There is a really nice blog post that I've found very helpful and also uses the same chip: BerryJam – Spining BLDC(Gimbal) motors at super slooooooow speeds with Arduino and L6234

There is only one thing I can't wrap my head around:

  • The L6234 has three enable (EN) and three input (IN) pins
  • Each of the EN pins turns on one half bridge
  • If, for example, the IN_1 pin is connected to logic low the lower part of the first half bridge is turned on and if its connected to high the upper part of the half bridge is turned on.

My intuition tells me to PWM the EN pins from 0 to 255 corresponding to the phase of the signal. And toggle the IN pins on zero-crossings of the commutation sequence.
(Someone mentioned this on the forum before)

The blog post by Berryjam, however, connects all 3 enable pins to logic high as does the breakout board.
Berryjam actually shows this works. But are there some negative side effects to connecting all three enable pins to logic high?

To explain myself better I have made some terrible paint pictures,

From Berryjams website; electrical phase versus PWM:

at an electrical phase of 90 degrees. the upper part of the first bridge is always on and the second and third are switched between upper and lower half. The two possible configurations are:

and

This is OK, because if the upper half is turned on there is no potential and current does not flow if IN_2 and IN_3 switch at the same time.
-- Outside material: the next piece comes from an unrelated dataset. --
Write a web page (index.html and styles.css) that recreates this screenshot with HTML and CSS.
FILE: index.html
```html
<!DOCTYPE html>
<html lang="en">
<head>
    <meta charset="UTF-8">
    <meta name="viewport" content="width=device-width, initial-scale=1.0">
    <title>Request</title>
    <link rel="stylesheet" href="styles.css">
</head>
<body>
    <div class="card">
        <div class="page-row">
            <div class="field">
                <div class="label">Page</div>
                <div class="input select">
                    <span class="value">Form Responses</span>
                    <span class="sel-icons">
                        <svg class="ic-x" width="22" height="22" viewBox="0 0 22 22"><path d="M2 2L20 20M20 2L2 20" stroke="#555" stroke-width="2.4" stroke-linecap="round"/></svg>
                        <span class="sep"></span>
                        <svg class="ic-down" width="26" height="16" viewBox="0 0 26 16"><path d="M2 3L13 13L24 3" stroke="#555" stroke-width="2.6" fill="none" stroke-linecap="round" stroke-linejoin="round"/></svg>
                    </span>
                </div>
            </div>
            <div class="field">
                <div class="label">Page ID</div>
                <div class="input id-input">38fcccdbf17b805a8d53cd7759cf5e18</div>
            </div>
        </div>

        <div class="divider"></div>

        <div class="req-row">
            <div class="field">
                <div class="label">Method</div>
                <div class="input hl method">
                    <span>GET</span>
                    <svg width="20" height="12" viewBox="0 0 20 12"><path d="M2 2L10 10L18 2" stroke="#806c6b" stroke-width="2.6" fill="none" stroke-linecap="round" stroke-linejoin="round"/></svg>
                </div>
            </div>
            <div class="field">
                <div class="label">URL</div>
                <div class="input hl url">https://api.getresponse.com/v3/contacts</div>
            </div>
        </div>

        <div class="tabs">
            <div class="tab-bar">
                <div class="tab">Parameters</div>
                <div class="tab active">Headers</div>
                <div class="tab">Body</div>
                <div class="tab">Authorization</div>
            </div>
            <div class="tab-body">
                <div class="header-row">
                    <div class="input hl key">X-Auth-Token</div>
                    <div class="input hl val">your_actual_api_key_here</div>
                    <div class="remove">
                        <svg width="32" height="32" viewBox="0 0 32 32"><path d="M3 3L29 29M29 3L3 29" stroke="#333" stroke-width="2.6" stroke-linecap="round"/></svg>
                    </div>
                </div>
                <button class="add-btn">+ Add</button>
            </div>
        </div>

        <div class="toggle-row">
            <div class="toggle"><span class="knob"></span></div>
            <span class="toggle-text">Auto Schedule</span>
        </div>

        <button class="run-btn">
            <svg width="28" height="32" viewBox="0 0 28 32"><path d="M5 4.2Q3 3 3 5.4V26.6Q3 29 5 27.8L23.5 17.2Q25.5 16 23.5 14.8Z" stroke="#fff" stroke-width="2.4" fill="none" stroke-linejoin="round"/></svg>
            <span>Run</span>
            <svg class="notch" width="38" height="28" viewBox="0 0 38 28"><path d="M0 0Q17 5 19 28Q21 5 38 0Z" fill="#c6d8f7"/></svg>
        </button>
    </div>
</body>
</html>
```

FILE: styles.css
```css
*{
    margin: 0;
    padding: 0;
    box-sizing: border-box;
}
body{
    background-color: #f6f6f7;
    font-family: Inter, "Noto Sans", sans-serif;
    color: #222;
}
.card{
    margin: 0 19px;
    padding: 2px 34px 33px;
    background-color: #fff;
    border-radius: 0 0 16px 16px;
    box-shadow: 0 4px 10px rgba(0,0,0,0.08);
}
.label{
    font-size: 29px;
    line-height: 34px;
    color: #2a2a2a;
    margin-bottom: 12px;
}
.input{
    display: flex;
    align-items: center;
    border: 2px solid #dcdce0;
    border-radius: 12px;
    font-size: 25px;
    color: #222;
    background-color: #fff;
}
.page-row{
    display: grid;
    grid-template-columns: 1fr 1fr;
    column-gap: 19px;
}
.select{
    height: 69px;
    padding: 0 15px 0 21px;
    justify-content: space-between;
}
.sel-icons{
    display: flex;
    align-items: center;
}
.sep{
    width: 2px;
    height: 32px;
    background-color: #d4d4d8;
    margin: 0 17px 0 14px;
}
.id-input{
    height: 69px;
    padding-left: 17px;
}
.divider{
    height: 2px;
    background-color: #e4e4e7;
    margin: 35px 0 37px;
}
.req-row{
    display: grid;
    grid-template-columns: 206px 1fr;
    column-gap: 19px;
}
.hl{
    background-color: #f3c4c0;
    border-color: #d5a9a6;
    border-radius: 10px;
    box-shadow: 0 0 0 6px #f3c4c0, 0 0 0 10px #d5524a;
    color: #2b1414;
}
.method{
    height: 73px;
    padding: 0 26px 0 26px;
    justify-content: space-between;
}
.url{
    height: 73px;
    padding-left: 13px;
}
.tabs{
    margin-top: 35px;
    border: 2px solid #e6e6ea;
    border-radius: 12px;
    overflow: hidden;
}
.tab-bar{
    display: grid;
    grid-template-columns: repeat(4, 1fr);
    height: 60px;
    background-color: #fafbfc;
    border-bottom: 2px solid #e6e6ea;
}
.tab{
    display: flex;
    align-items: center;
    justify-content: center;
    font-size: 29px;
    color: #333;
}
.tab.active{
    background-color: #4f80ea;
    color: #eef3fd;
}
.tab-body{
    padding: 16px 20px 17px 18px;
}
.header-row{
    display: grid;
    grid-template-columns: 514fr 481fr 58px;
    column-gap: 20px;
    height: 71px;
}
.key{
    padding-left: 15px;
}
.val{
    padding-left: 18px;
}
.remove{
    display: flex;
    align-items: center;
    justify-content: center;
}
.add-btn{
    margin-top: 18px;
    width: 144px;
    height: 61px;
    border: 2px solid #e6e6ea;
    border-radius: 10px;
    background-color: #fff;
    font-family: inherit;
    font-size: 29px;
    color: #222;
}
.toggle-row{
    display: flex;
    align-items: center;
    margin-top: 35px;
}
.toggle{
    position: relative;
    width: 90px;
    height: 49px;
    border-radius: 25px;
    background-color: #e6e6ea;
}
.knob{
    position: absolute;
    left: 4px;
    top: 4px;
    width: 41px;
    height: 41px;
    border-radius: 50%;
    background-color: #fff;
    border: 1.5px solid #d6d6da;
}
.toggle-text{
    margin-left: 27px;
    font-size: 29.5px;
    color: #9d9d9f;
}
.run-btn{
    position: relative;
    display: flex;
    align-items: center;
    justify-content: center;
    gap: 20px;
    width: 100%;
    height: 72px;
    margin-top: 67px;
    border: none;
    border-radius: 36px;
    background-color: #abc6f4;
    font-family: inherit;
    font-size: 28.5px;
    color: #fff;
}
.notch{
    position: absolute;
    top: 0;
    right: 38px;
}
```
However, if we look at an electrical phase of for example 60 degrees;

However this situation might also occur at 60 degrees:

Is this a problem at higher speeds? And maybe even inefficient?
I have bought the earlier mentioned breakout board and will try it out but want to know the possible culprits of setting all enable pins to high

TL;DR, what is the downside of continuously connecting all enable pins on the L6234 to logic high and using PWM on the IN pins to switch between the upper part and lower part of the triple half bridge.

Your intuition is indeed wrong, three-phase PWM doesn't normally work like that, all enables are on permanently.

The quiescent state is 50% duty cycle, precisely synchronized on all phases. Thus the
windings see no relative voltage at all and no current flows.

To vary the drive the duty cycles are changed such that the average duty cycle for the 3
phases is still (about) 50%, but duty cycle is different for each phase. This controls the period for
which the phases see a drive voltage.

If you think of an equilateral triangle rotating between two horizontal lines, each point represents a
duty cycle for one of the phases, and the lines are 0% and 100%. You just need to ensure the
duty cycles match the vertical position of each point of the triangle, the size of the triangle is the
amount of driver, the angle is the phase of the drive.

The simplest scheme is to rotate the triangle about a 50% centre, but the image you present shows
the most efficient scheme where the triangle centre moves around a bit to allow a larger triangle
(more drive) to fit between the 0%, 100% lines. The green line is the centre of the triangle, the others
are the points of the maximum sized triangle (in PWM values, not percent).

Thanks for your reply MarkT,

I forgot that the three PWM signals are in phase with the same frequency, just varying the duty cycle. The chaotic behavior I thought would happen, just doesn't. :art:
When I get the breakout I will report back on how it works at faster speeds.